CC-MBS: A Missing-Modality-Robust Multimodal Sample Selection Strategy for UAV Swarms

In resource-constrained UAV swarm systems, multimodal sensory data are often affected by complex environmental factors, resulting in modality missing, signal degradation, and asynchrony, which significantly reduce the reliability of multimodal learning and incremental model updates. To address this issue, we propose a Compensatory Collaboration Modality-Balanced Sample Selection framework (CC-MBS), which improves robustness through modality quality modeling and cross-UAV collaborative compensation. Specifically, a modality confidence vector is introduced to quantify modality reliability from missing rate, degradation, and asynchrony. A lightweight collaboration mechanism is designed to exchange low-dimensional confidence information instead of high-dimensional features or model parameters.

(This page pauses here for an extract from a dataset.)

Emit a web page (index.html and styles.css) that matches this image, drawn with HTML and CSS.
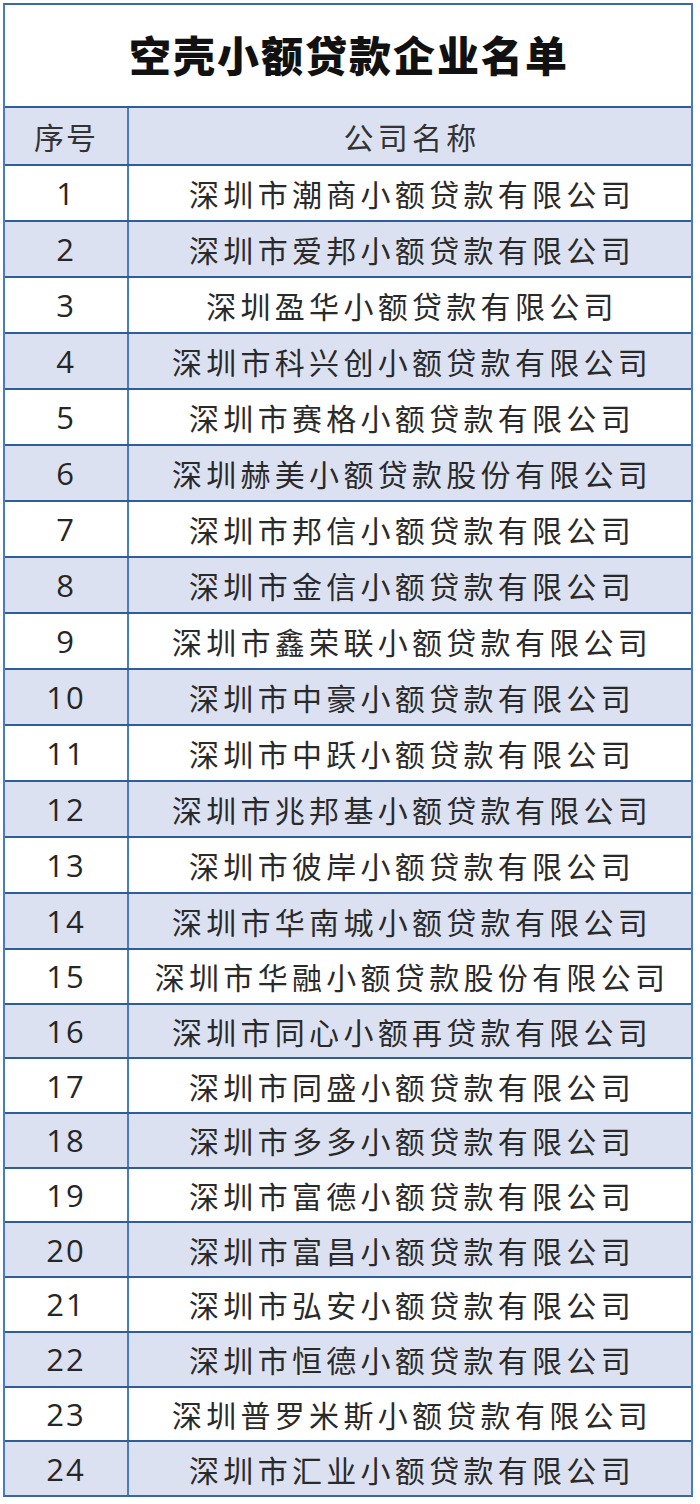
FILE: index.html
```html
<!DOCTYPE html>
<html lang="zh-CN">
<head>
<meta charset="utf-8">
<title>空壳小额贷款企业名单</title>
<link rel="stylesheet" href="styles.css">
</head>
<body>
<div class="sheet">
  <div class="title">空壳小额贷款企业名单</div>
  <div class="row head"><div class="num">序号</div><div class="name">公司名称</div></div>
  <div class="row"><div class="num">1</div><div class="name">深圳市潮商小额贷款有限公司</div></div>
  <div class="row"><div class="num">2</div><div class="name">深圳市爱邦小额贷款有限公司</div></div>
  <div class="row"><div class="num">3</div><div class="name">深圳盈华小额贷款有限公司</div></div>
  <div class="row"><div class="num">4</div><div class="name">深圳市科兴创小额贷款有限公司</div></div>
  <div class="row"><div class="num">5</div><div class="name">深圳市赛格小额贷款有限公司</div></div>
  <div class="row"><div class="num">6</div><div class="name">深圳赫美小额贷款股份有限公司</div></div>
  <div class="row"><div class="num">7</div><div class="name">深圳市邦信小额贷款有限公司</div></div>
  <div class="row"><div class="num">8</div><div class="name">深圳市金信小额贷款有限公司</div></div>
  <div class="row"><div class="num">9</div><div class="name">深圳市鑫荣联小额贷款有限公司</div></div>
  <div class="row"><div class="num">10</div><div class="name">深圳市中豪小额贷款有限公司</div></div>
  <div class="row"><div class="num">11</div><div class="name">深圳市中跃小额贷款有限公司</div></div>
  <div class="row"><div class="num">12</div><div class="name">深圳市兆邦基小额贷款有限公司</div></div>
  <div class="row"><div class="num">13</div><div class="name">深圳市彼岸小额贷款有限公司</div></div>
  <div class="row"><div class="num">14</div><div class="name">深圳市华南城小额贷款有限公司</div></div>
  <div class="row short"><div class="num">15</div><div class="name">深圳市华融小额贷款股份有限公司</div></div>
  <div class="row short"><div class="num">16</div><div class="name">深圳市同心小额再贷款有限公司</div></div>
  <div class="row short"><div class="num">17</div><div class="name">深圳市同盛小额贷款有限公司</div></div>
  <div class="row short"><div class="num">18</div><div class="name">深圳市多多小额贷款有限公司</div></div>
  <div class="row short"><div class="num">19</div><div class="name">深圳市富德小额贷款有限公司</div></div>
  <div class="row short"><div class="num">20</div><div class="name">深圳市富昌小额贷款有限公司</div></div>
  <div class="row short"><div class="num">21</div><div class="name">深圳市弘安小额贷款有限公司</div></div>
  <div class="row short"><div class="num">22</div><div class="name">深圳市恒德小额贷款有限公司</div></div>
  <div class="row short"><div class="num">23</div><div class="name">深圳普罗米斯小额贷款有限公司</div></div>
  <div class="row short last"><div class="num">24</div><div class="name">深圳市汇业小额贷款有限公司</div></div>
</div>
</body>
</html>
```

FILE: styles.css
```css
html, body {
  margin: 0;
  padding: 0;
  background: #ffffff;
}

body {
  width: 700px;
  font-family: "Noto Sans CJK SC", "Noto Sans", sans-serif;
  color: #2e2e2e;
}

.sheet {
  margin: 3px 0 0 3px;
  width: 690px;
  box-sizing: border-box;
  border: 2px solid #3b67a3;
  border-left-color: #4a7bbd;
  border-right-color: #4a7bbd;
}

.title {
  height: 103px;
  box-sizing: border-box;
  border-bottom: 2px solid #2f5d96;
  display: flex;
  align-items: center;
  justify-content: center;
  font-size: 42px;
  font-weight: 900;
  letter-spacing: 2px;
  color: #111111;
  padding-left: 2px;
  padding-bottom: 4px;
}

.row {
  display: grid;
  grid-template-columns: 124px 1fr;
  height: 56px;
  box-sizing: border-box;
  border-bottom: 2px solid #2f5d96;
  background: #ffffff;
}

.row.head {
  height: 58px;
}

.row.short {
  height: 54.7px;
}

.row.last {
  border-bottom: 0;
  height: 52.7px;
}

.row:nth-child(even) {
  background: #dce1f1;
}

.num {
  border-right: 2px solid #4a7bbd;
  display: flex;
  align-items: center;
  justify-content: center;
  font-family: "Open Sans", "Noto Sans", sans-serif;
  font-size: 31px;
  letter-spacing: 2px;
  color: #262626;
}

.name {
  display: flex;
  align-items: center;
  justify-content: center;
  font-size: 30px;
  letter-spacing: 4.3px;
  padding-left: 4px;
  color: #2a2a2a;
}

.head .num {
  font-family: "Noto Sans CJK SC", sans-serif;
  font-size: 30px;
  letter-spacing: 2px;
  color: #333333;
}

.head .name {
  color: #333333;
}
```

Based on the compensated confidence, a modality-aware sample selection strategy is further developed to prioritize high-value samples under limited memory. Experimental results in simulated UAV-swarm-inspired benchmark settings show that CC-MBS outperforms representation-based methods such as ShaSpec and its parameter aggregation variants (AVG, PFM, POW) in both modality compensation accuracy and communication–computation efficiency under missing conditions. In addition, it achieves stronger robustness than MBS and training-dynamics-based methods such as EL2N and GraNd in sample selection. These results demonstrate that CC-MBS effectively improves robustness and data efficiency for multimodal incremental learning under incomplete modalities.